Sarawak Report therefore questions SEB as to whether any of these three key recommendations in their own EIA report were ever carried out?
If so, where is the Emergency Action Plan to rescue the people down river and why, six years after this report, has there been no public announcement of any form of Emergency Action Plan, even though Bakun is now full and Murum is being filled?
Are Sarawak Energy and the Sarawak State Government so uncaring of its people that they have been willing to hide this embarrassing IEA, rather than going public to admit that everyone living down river should now be forced to learn what to do the moment there is a warning of a possible breach at Bakun?
In many cases an early warning could give communities a few valuable hours to get out of the way of a roaring wave bearing rocks and debris that would surely obliterate every living thing in its wake.
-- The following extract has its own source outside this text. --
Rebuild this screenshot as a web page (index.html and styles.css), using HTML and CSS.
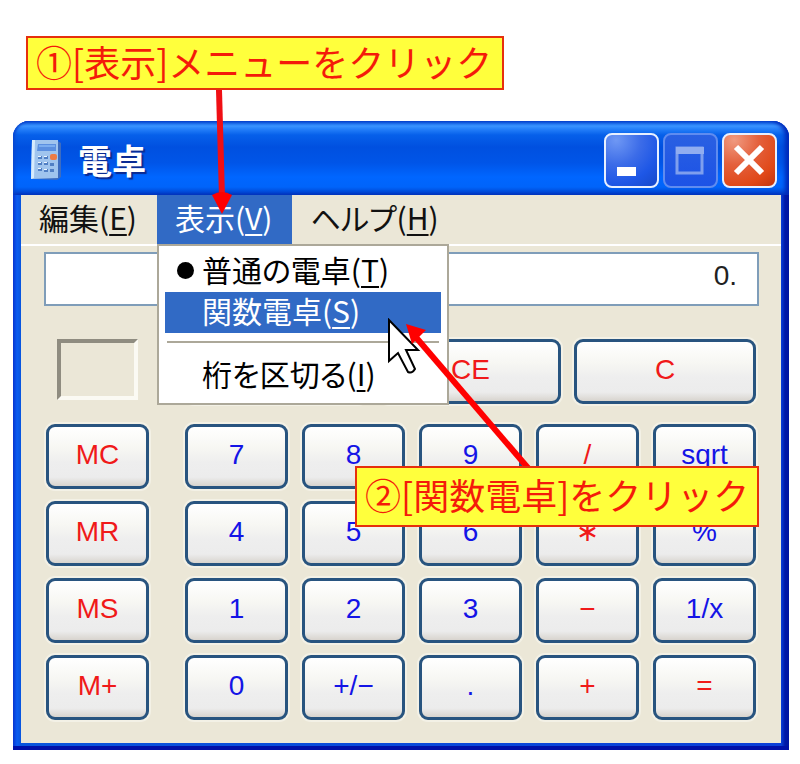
FILE: index.html
```html
<!DOCTYPE html>
<html lang="ja">
<head>
    <meta charset="UTF-8">
    <meta name="viewport" content="width=device-width, initial-scale=1.0">
    <title>電卓</title>
    <link rel="stylesheet" href="styles.css">
</head>
<body>
    <div class="callout step-one">①[表示]メニューをクリック
        <svg class="arrow-one" width="24" height="124" viewBox="0 0 24 124">
            <path d="M9 0 L12 108" stroke="#f00f14" stroke-width="6"/>
            <path d="M2 105 Q12 99 22 105 L12 124 Z" fill="#ff0000"/>
        </svg>
    </div>

    <main class="window">
        <header class="title-bar">
            <svg class="app-icon" width="32" height="42" viewBox="0 0 32 42">
                <path d="M3 2 L26 1 L31 4 V38 L27 41 L1 40 Z" fill="#3d6cc0"/>
                <path d="M2 1 H28 V39 L1 40 Z" fill="#a0c4ee"/>
                <path d="M2 1 H5 L4 39 L1 40 Z" fill="#d7ebfd"/>
                <path d="M8 5 H26 V12 H7 Z" fill="#5b8fe0"/>
                <path d="M9 6 H25 V8 H9 Z" fill="#7badf0"/>
                <path d="M8 17 h4 v3 h-4z M14 17 h4 v3 h-4z M8 23 h4 v3 h-4z M14 23 h4 v3 h-4z M20 24 h4 v3 h-4z M8 29 h4 v3 h-4z M14 30 h4 v3 h-4z M20 30 h4 v3 h-4z" fill="#517fc4"/>
                <path d="M8 17 h3 v1 h-3z M14 17 h3 v1 h-3z M8 23 h3 v1 h-3z M14 23 h3 v1 h-3z M8 29 h3 v1 h-3z M14 30 h3 v1 h-3z" fill="#eef6ff"/>
                <rect x="20" y="15" width="7" height="6" rx="2" fill="#ee7b45"/>
            </svg>
            <h1 class="title">電卓</h1>
            <div class="window-buttons">
                <button class="win-btn" type="button" aria-label="最小化">
                    <svg width="51" height="51" viewBox="0 0 51 51"><rect x="11" y="32" width="19" height="9" fill="#fff"/></svg>
                </button>
                <button class="win-btn maximize" type="button" aria-label="最大化" disabled>
                    <svg width="51" height="51" viewBox="0 0 51 51">
                        <path d="M12 13 H37 V38 H12 Z" fill="none" stroke="#7f9fee" stroke-width="3"/>
                        <rect x="11" y="12" width="28" height="7" fill="#91adf0"/>
                    </svg>
                </button>
                <button class="win-btn close" type="button" aria-label="閉じる">
                    <svg width="51" height="51" viewBox="0 0 51 51"><path d="M12 12 L38 38 M38 12 L12 38" stroke="#fff" stroke-width="6"/></svg>
                </button>
            </div>
        </header>

        <div class="client">
            <nav class="menu-bar">
                <button class="menu-title" type="button">編集(<u>E</u>)</button>
                <div class="menu">
                    <button class="menu-title open" type="button">表示(<u>V</u>)</button>
                    <div class="dropdown">
                        <button class="menu-item checked" type="button">普通の電卓(<u>T</u>)</button>
                        <button class="menu-item selected" type="button">関数電卓(<u>S</u>)</button>
                        <hr class="separator">
                        <button class="menu-item" type="button">桁を区切る(<u>I</u>)</button>
                    </div>
                </div>
                <button class="menu-title" type="button">ヘルプ(<u>H</u>)</button>
            </nav>

            <input class="display" type="text" value="0." aria-label="表示" readonly>

            <div class="keypad">
                <div class="memory">
                    <div class="memory-slot"><div class="memory-state"></div></div>
                    <button class="key red" type="button">MC</button>
                    <button class="key red" type="button">MR</button>
                    <button class="key red" type="button">MS</button>
                    <button class="key red" type="button">M+</button>
                </div>
                <div class="main-keys">
                    <div class="clear-keys">
                        <button class="key red" type="button" aria-label="Backspace"></button>
                        <button class="key red" type="button">CE</button>
                        <button class="key red" type="button">C</button>
                    </div>
                    <div class="keys">
                        <button class="key" type="button">7</button>
                        <button class="key" type="button">8</button>
                        <button class="key" type="button">9</button>
                        <button class="key red" type="button">/</button>
                        <button class="key" type="button">sqrt</button>
                        <button class="key" type="button">4</button>
                        <button class="key" type="button">5</button>
                        <button class="key" type="button">6</button>
                        <button class="key red" type="button">∗</button>
                        <button class="key" type="button">%</button>
                        <button class="key" type="button">1</button>
                        <button class="key" type="button">2</button>
                        <button class="key" type="button">3</button>
                        <button class="key red" type="button">−</button>
                        <button class="key" type="button">1/x</button>
                        <button class="key" type="button">0</button>
                        <button class="key" type="button">+/−</button>
                        <button class="key" type="button">.</button>
                        <button class="key red" type="button">+</button>
                        <button class="key red" type="button">=</button>
                    </div>
                </div>
            </div>
        </div>

        <!-- 手順2の矢印とマウスカーソル -->
        <svg class="pointer" width="150" height="150" viewBox="0 0 150 150">
            <path d="M5 2 V43 L14 35 L24 54 Q28 56 31 51 L22 32 H34 Z" fill="#fff" stroke="#000" stroke-width="2"/>
            <path d="M30 17 L144 150" stroke="#ff0000" stroke-width="6"/>
            <path d="M22 6 L42 12 L28 26 Z" fill="#ff0000"/>
        </svg>
        <div class="callout step-two">②[関数電卓]をクリック</div>
    </main>
</body>
</html>
```

FILE: styles.css
```css
* {
    box-sizing: border-box;
    margin: 0;
    padding: 0;
}

body {
    padding: 36px 11px 14px 13px;
    background: #fff;
    font-family: "Noto Sans CJK JP", sans-serif;
}

button {
    border: none;
    background: none;
    font-family: inherit;
}

.callout {
    border: 2px solid #e6300c;
    padding: 0 8px 4px;
    background: #ffff3c;
    color: #f41b0a;
    font-size: 36px;
    line-height: 46px;
    white-space: nowrap;
}

.step-one {
    position: relative;
    width: max-content;
    margin: 0 0 31px 13px;
    padding-right: 10px;
}

.arrow-one {
    position: absolute;
    z-index: 5;
    top: 52px;
    left: 182px;
}

.window {
    position: relative;
    padding: 0 8px 7px;
    border-radius: 16px 16px 0 0;
    background: linear-gradient(90deg, #0735d0 0, #0a5cf0 4px, #0855dd 8px, #0a3fd8 calc(100% - 8px), #0019a8 calc(100% - 4px), #0014a0 100%);
    box-shadow: inset 0 -4px 0 #0010a8;
}

/* タイトルバー */
.title-bar {
    display: flex;
    align-items: center;
    height: 74px;
    margin: 0 -8px;
    padding: 4px 12px 0 17px;
    border-radius: 16px 16px 0 0;
    background: linear-gradient(#0a5be0 0, #3a94ff 5px, #2580fa 8px, #0660ea 14px, #0050e0 26px, #0055e8 42px, #0066ff 56px, #0064fa 66px, #0046d2 72px, #0036b8 74px);
    box-shadow: inset -4px 0 4px #0028b8, inset 2px 0 3px #0a48d0;
}

.title {
    flex: 1;
    margin-left: 16px;
    color: #fff;
    font-size: 34px;
    line-height: 40px;
    text-shadow: 2px 2px 1px #0a2a90;
}

.window-buttons {
    display: flex;
    gap: 4px;
}

.win-btn {
    width: 55px;
    height: 55px;
    border: 2px solid #e8f0ff;
    border-radius: 8px;
    background: radial-gradient(circle at 20% 10%, #6f98f4 0, #3c6ce8 40%, #1e57e6 70%, #1648c8 100%);
}

.win-btn svg {
    display: block;
}

.maximize {
    border-color: #5f8cf0;
    background: linear-gradient(#2a60e2, #1c52e6);
}

.close {
    background: radial-gradient(circle at 20% 10%, #f09a80 0, #e4603c 40%, #e04818 75%, #c03410 100%);
}

.client {
    padding-bottom: 23px;
    background: #ebe7d7;
}

/* メニュー */
.menu-bar {
    display: flex;
    height: 51px;
    border-bottom: 2px solid #fff;
}

.menu-bar u {
    text-decoration-thickness: 2px;
    text-underline-offset: 4px;
}

.menu {
    position: relative;
}

.menu-title,
.menu-item {
    font-size: 30px;
    font-feature-settings: "palt";
    white-space: nowrap;
}

.menu-title {
    height: 49px;
    padding: 0 20px 6px 18px;
    color: #111;
    line-height: 36px;
}

.open {
    background: #316ac5;
    color: #fff;
}

.dropdown {
    position: absolute;
    z-index: 2;
    top: 49px;
    left: 0;
    width: 292px;
    padding: 5px 6px 7px;
    border: 2px solid #aca899;
    background: #fff;
}

.menu-item {
    position: relative;
    display: block;
    width: 100%;
    height: 41px;
    padding: 0 0 6px 37px;
    color: #000;
    line-height: 34px;
    text-align: left;
}

.checked::before {
    content: "";
    position: absolute;
    top: 11px;
    left: 12px;
    width: 17px;
    height: 17px;
    border-radius: 50%;
    background: #000;
}

.selected {
    background: #316ac5;
    color: #fff;
}

.separator {
    margin: 8px 2px 12px;
    border: none;
    border-top: 2px solid #aca899;
}

.display {
    display: block;
    width: calc(100% - 45px);
    height: 54px;
    margin: 6px 22px 0 23px;
    padding: 0 20px 6px;
    border: 2px solid #7f9db9;
    background: #fff;
    color: #222;
    font-family: "Liberation Sans", Arial, sans-serif;
    font-size: 28px;
    text-align: right;
}

/* キー */
.keypad {
    display: flex;
    gap: 36px;
    padding: 33px 25px 0;
}

.memory {
    display: grid;
    flex: 0 0 103px;
    gap: 12px;
    align-content: start;
}

.memory-slot {
    height: 73px;
    padding-left: 11px;
}

.memory-state {
    width: 81px;
    height: 61px;
    border: 4px solid;
    border-color: #8f8c80 #fbfaf3 #fbfaf3 #8f8c80;
}

.main-keys {
    flex: 1;
}

.clear-keys {
    display: grid;
    grid-template-columns: repeat(3, 1fr);
    gap: 13px;
    margin-bottom: 20px;
}

.keys {
    display: grid;
    grid-template-columns: repeat(5, 1fr);
    gap: 12px 14px;
}

.key {
    height: 65px;
    padding-bottom: 4px;
    border: 3px solid #28547f;
    border-radius: 9px;
    background: linear-gradient(#fff 0, #f7f7f3 35%, #eeeeee 60%, #ececec 85%, #d8d4ce 100%);
    box-shadow: 0 0 0 2px #f3f1e6;
    color: #1414e6;
    font-family: "Liberation Sans", Arial, "DejaVu Sans", sans-serif;
    font-size: 28px;
}

.red {
    color: #f01919;
}

.pointer {
    position: absolute;
    z-index: 3;
    top: 197px;
    left: 371px;
}

.step-two {
    position: absolute;
    z-index: 4;
    top: 345px;
    left: 342px;
    line-height: 53px;
}
```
Yet what sign is there of any such escape plan having been devised for any of these communities?
Did Taib Mahmud simply not care enough to warn his citizens?
Or is CEO Torstein Sjotveit’s recent announcement that “Murum Dam is completely safe” to be still accepted at face value and without question?
The human risks as summarised by the IEA
A project based on a false premise
There are other reasons why SEB and the BN government would have wished to cover up the Murum EIA, because this document, which Sarawak Report has obtained in full, makes perfectly plain that the purpose given for the dam by the IEA was false.
Although by 2008 it was well known that technically the Bakun Dam could not transmit its electricity undersea to West Malaysia, the Murum IEA still justifies the building of the further Murum Dam on the false premise that all the electricity from Bakun would be used by West Malaysia!
The Statement of Need was never published – if it had been people could have pointed out that Murum was not needed!
In fact Bakun was just last month admitted to be only running at 50% of its enormous capacity with even the ambitious industrial projects of SCORE unable to utilise its output.
This means Murum is not needed by Sarawak and nor are the 15 further dams proposed under Taib’s eccentric programme of ‘industrialisation’.
No wonder the Murum IEA has been covered up!
Taib Mahmud’s family companies are making far too much money out of the construction of these dams, using money borrowed on behalf of the state for him to willingly relinquish these projects – and Adenan Satem does his bidding.
Untried and untested
Map of the flooding from Murum
Sarawak Report is concerned that the secretive Murum Dam has been a project led by novices and controlled by a corrupt and over-powerful politician, Taib Mahmud.
Indeed Murum is the first major overseas dam to be completed by the Three Gorges Dam company outside of China and it was commenced in secret, after a deal between Taib, his brother in law Abdul Aziz Husain (the then CEO of SEB) and the Chinese State Government, using a loan from China.
The Three Gorges Company is a still relatively new state-company, which benefitted from the transfer of technology from the western companies, which assisted Three Gorges in building the highly controversial dam on the Yangtze River.
Now it is trying out its newly acquired skills on countries like Sarawak and there have been plenty of problems, like the collapsed diversion tunnel and the sub-standard turbines, which were found not suitable for installation, but have been installed anyway.
So, is SEB’s complacency in order at Murum, considering this Chinese company also clearly failed to spot the danger over where it was placing this dam in the first place?
With so many cover-ups why should anyone accept the assurances by SEB’s CEO Torstein Dale Sjotveit that “Murum Dam is completely safe”?